Don't assume all Calabasas 91302 and 91372 properties have the same effective tax rate. The effective rate varies by specific Tax Rate Area (TRA) — which is determined by the geographic location of the property and the specific bond measures and assessments applicable to that location. Properties in different Calabasas sub-neighborhoods may fall in different TRAs with meaningfully different effective rates. Request the specific TRA and effective rate for any Calabasas property you're seriously evaluating from your escrow officer or the LA County Assessor.

Don't overlook Mello-Roos when evaluating newer Calabasas developments. A Calabasas home in a newer planned development with a $4,000/year Mello-Roos assessment effectively has a higher carrying cost than a comparable older home without Mello-Roos — even if the stated property tax rate appears identical. Read the Natural Hazard Disclosure and preliminary title report carefully for any Mello-Roos or Community Facilities District notation.

Don't make property tax comparisons between Calabasas and other states without adjusting for the SALT deduction difference. Buyers relocating from Texas, Florida, or other states with different property tax systems frequently arrive with mental models built on very different tax rate structures. Texas, for example, has no state income tax but property tax rates of 1.8–2.5% or higher. California's 1.15%–1.25% effective rate in Calabasas appears lower — but the SALT cap limits federal deductibility in a way that affects the after-tax cost comparison. A tax advisor with multi-state experience can model the full after-tax carrying cost comparison for your specific situation.

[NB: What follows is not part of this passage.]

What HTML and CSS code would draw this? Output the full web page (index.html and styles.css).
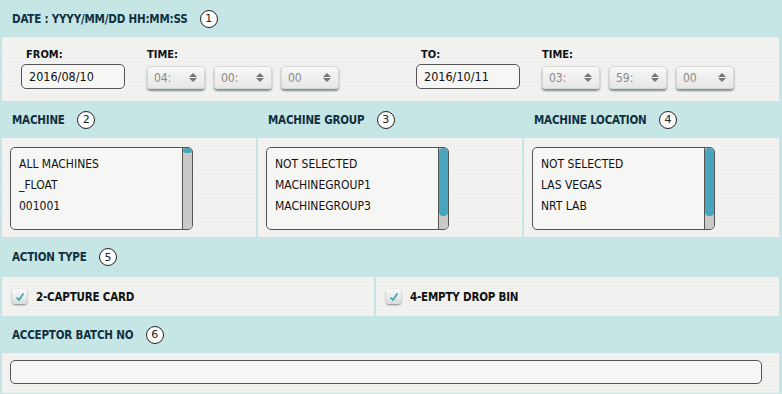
FILE: index.html
```html
<!DOCTYPE html>
<html lang="en">
<head>
  <meta charset="UTF-8">
  <meta name="viewport" content="width=device-width, initial-scale=1.0">
  <title>Report Filter</title>
  <link rel="stylesheet" href="styles.css">
</head>
<body>
  <div class="filter">
    <div class="band-head">DATE : YYYY/MM/DD HH:MM:SS <span class="badge">1</span></div>
    <div class="panel date-row">
      <div class="field">
        <label>FROM:</label>
        <div class="date-input">2016/08/10</div>
      </div>
      <div class="field time">
        <label>TIME:</label>
        <div class="selects">
          <div class="sel"><span>04:</span><i class="arrows"></i></div>
          <div class="sel"><span>00:</span><i class="arrows"></i></div>
          <div class="sel"><span>00</span><i class="arrows"></i></div>
        </div>
      </div>
      <div class="field to">
        <label>TO:</label>
        <div class="date-input">2016/10/11</div>
      </div>
      <div class="field time">
        <label>TIME:</label>
        <div class="selects">
          <div class="sel"><span>03:</span><i class="arrows"></i></div>
          <div class="sel"><span>59:</span><i class="arrows"></i></div>
          <div class="sel"><span>00</span><i class="arrows"></i></div>
        </div>
      </div>
    </div>

    <div class="cols three">
      <div class="col">
        <div class="band-head">MACHINE <span class="badge">2</span></div>
        <div class="panel list-panel">
          <div class="listbox">
            <ul>
              <li>ALL MACHINES</li>
              <li>_FLOAT</li>
              <li>001001</li>
            </ul>
            <div class="scroll"><div class="thumb small"></div></div>
          </div>
        </div>
      </div>
      <div class="col">
        <div class="band-head">MACHINE GROUP <span class="badge">3</span></div>
        <div class="panel list-panel">
          <div class="listbox">
            <ul>
              <li>NOT SELECTED</li>
              <li>MACHINEGROUP1</li>
              <li>MACHINEGROUP3</li>
            </ul>
            <div class="scroll"><div class="thumb"></div></div>
          </div>
        </div>
      </div>
      <div class="col">
        <div class="band-head">MACHINE LOCATION <span class="badge">4</span></div>
        <div class="panel list-panel">
          <div class="listbox">
            <ul>
              <li>NOT SELECTED</li>
              <li>LAS VEGAS</li>
              <li>NRT LAB</li>
            </ul>
            <div class="scroll"><div class="thumb"></div></div>
          </div>
        </div>
      </div>
    </div>

    <div class="band-head tall">ACTION TYPE <span class="badge">5</span></div>
    <div class="cols two">
      <div class="panel check-panel">
        <span class="check"><svg width="10" height="10" viewBox="0 0 10 10"><path d="M1.5 5.5 L4 8 L8.5 1.5" fill="none" stroke="#3aa0b8" stroke-width="1.6"/></svg></span>
        2-CAPTURE CARD
      </div>
      <div class="panel check-panel">
        <span class="check"><svg width="10" height="10" viewBox="0 0 10 10"><path d="M1.5 5.5 L4 8 L8.5 1.5" fill="none" stroke="#3aa0b8" stroke-width="1.6"/></svg></span>
        4-EMPTY DROP BIN
      </div>
    </div>

    <div class="band-head">ACCEPTOR BATCH NO <span class="badge">6</span></div>
    <div class="panel batch-panel">
      <div class="batch-input"></div>
    </div>
  </div>
</body>
</html>
```

FILE: styles.css
```css
body {
    margin: 0;
    background-color: #c6e5e5;
    font-family: "DejaVu Sans Condensed", "DejaVu Sans", sans-serif;
    color: #111;
}

.filter {
    width: 782px;
    height: 394px;
    background-color: #c6e5e5;
}

.band-head {
    height: 37px;
    display: flex;
    align-items: center;
    padding-left: 12px;
    font-size: 11.5px;
    font-weight: bold;
    color: #10303f;
    letter-spacing: -0.2px;
    white-space: pre;
}

.band-head.tall {
    height: 40px;
}

.badge {
    display: inline-flex;
    align-items: center;
    justify-content: center;
    width: 16px;
    height: 16px;
    margin-left: 9px;
    border: 1px solid #222;
    border-radius: 50%;
    background-color: #fff;
    font-weight: normal;
    font-size: 11px;
    color: #222;
    letter-spacing: 0;
    font-family: "DejaVu Sans", sans-serif;
}

.panel {
    background-color: #f2f2f0;
    background-image: repeating-linear-gradient(0deg, rgba(0,0,0,0.015) 0 1px, transparent 1px 3px);
    margin: 0 3px 0 2px;
}

/* date row */
.date-row {
    height: 64px;
    display: flex;
    padding-left: 19px;
    box-sizing: border-box;
}

.field {
    display: flex;
    flex-direction: column;
}

.field label {
    font-size: 11px;
    font-weight: bold;
    color: #111;
    margin: 11px 0 4px 5px;
    height: 12px;
}

.field.time {
    margin-left: 22px;
}

.field.time label {
    margin-left: 0;
}

.field.to {
    margin-left: 77px;
}

.date-input {
    width: 104px;
    height: 25px;
    border: 1px solid #555;
    border-radius: 5px;
    background-color: #f6f6f4;
    font-size: 12.5px;
    display: flex;
    align-items: center;
    padding-left: 7px;
    box-sizing: border-box;
}

.selects {
    display: flex;
    gap: 9px;
    margin-top: 2px;
}

.sel {
    width: 58px;
    height: 23px;
    border-radius: 4px;
    background: linear-gradient(#f8f8f6, #e6e6e4);
    box-shadow: 0 2px 2px rgba(30, 60, 70, 0.55), inset 0 0 0 1px #d8d8d6;
    display: flex;
    align-items: center;
    justify-content: space-between;
    padding: 0 8px 0 7px;
    box-sizing: border-box;
    font-size: 12px;
    color: #8a8a8a;
}

.arrows {
    width: 0;
    height: 9px;
    position: relative;
    border-left: 4px solid transparent;
    border-right: 4px solid transparent;
    box-sizing: content-box;
}

.arrows::before,
.arrows::after {
    content: "";
    position: absolute;
    left: -4px;
    border-left: 4px solid transparent;
    border-right: 4px solid transparent;
}

.arrows::before {
    top: 0;
    border-bottom: 4px solid #777;
}

.arrows::after {
    bottom: 0;
    border-top: 4px solid #777;
}

/* columns */
.cols {
    display: flex;
}

.cols.three .col {
    display: flex;
    flex-direction: column;
}

.cols.three .col:nth-child(1) { width: 256px; }
.cols.three .col:nth-child(2) { width: 266px; }
.cols.three .col:nth-child(3) { width: 260px; }

.cols.three .col .panel {
    margin: 0 0 0 2px;
}

.cols.three .col:nth-child(3) .panel {
    margin-right: 3px;
}

.list-panel {
    height: 99px;
    padding: 9px 0 0 8px;
    box-sizing: border-box;
}

.listbox {
    width: 183px;
    height: 83px;
    border: 1px solid #555;
    border-radius: 5px;
    background-color: #f6f6f4;
    box-sizing: border-box;
    display: flex;
    justify-content: space-between;
    overflow: hidden;
}

.listbox ul {
    list-style: none;
    margin: 0;
    padding: 8px 0 0 8px;
}

.listbox li {
    font-size: 12px;
    height: 21px;
    line-height: 16px;
}

.scroll {
    width: 9px;
    background-color: #c9c9c7;
    border-left: 1px solid #555;
    border-radius: 0 4px 4px 0;
}

.thumb {
    height: 68px;
    background-color: #47a5bd;
    border-radius: 4px;
}

.thumb.small {
    height: 5px;
}

/* action type */
.cols.two .check-panel:first-child {
    width: 372px;
    margin-right: 0;
}

.cols.two .check-panel:last-child {
    flex: 1;
}

.check-panel {
    height: 39px;
    display: flex;
    align-items: center;
    padding-left: 10px;
    box-sizing: border-box;
    font-size: 11.5px;
    font-weight: bold;
    letter-spacing: -0.2px;
}

.check {
    width: 15px;
    height: 15px;
    border-radius: 3px;
    background: linear-gradient(#fafafa, #d9dcdc);
    box-shadow: 0 1px 2px rgba(0, 0, 0, 0.45);
    margin-right: 9px;
    display: flex;
    align-items: center;
    justify-content: center;
}

/* batch */
.batch-panel {
    height: 40px;
    padding: 7px 0 0 8px;
    box-sizing: border-box;
}

.batch-input {
    width: 752px;
    height: 24px;
    border: 1px solid #555;
    border-radius: 5px;
    background-color: #f6f6f4;
    box-sizing: border-box;
}
```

🏠 Real-World Scenario — Calabasas 91302

A buyer couple relocating from New York State purchased a Calabasas 91302 home at $1.85M. They had budgeted for property taxes using the current tax bill visible on the MLS listing — approximately $14,200/year, which reflected the seller's 2009 purchase price assessed value after 15 years of 2% increases.

Three months after closing, they received a supplemental tax bill for $8,100 — the tax on the $675,000 assessment gap between the seller's assessed value and their purchase price, prorated for the remaining months of the tax fiscal year. They had not been warned about the supplemental bill, had not budgeted for it, and received it during a period when they had already spent significantly on post-closing home improvements.

The financial stress was entirely avoidable. Our standard Calabasas buyer preparation now includes a specific supplemental tax calculation before closing — we provide every buyer with an estimate of their expected supplemental bill, the timing of when to expect it, and a recommendation to keep the estimated funds in a dedicated savings account rather than incorporating them into the broader post-closing budget.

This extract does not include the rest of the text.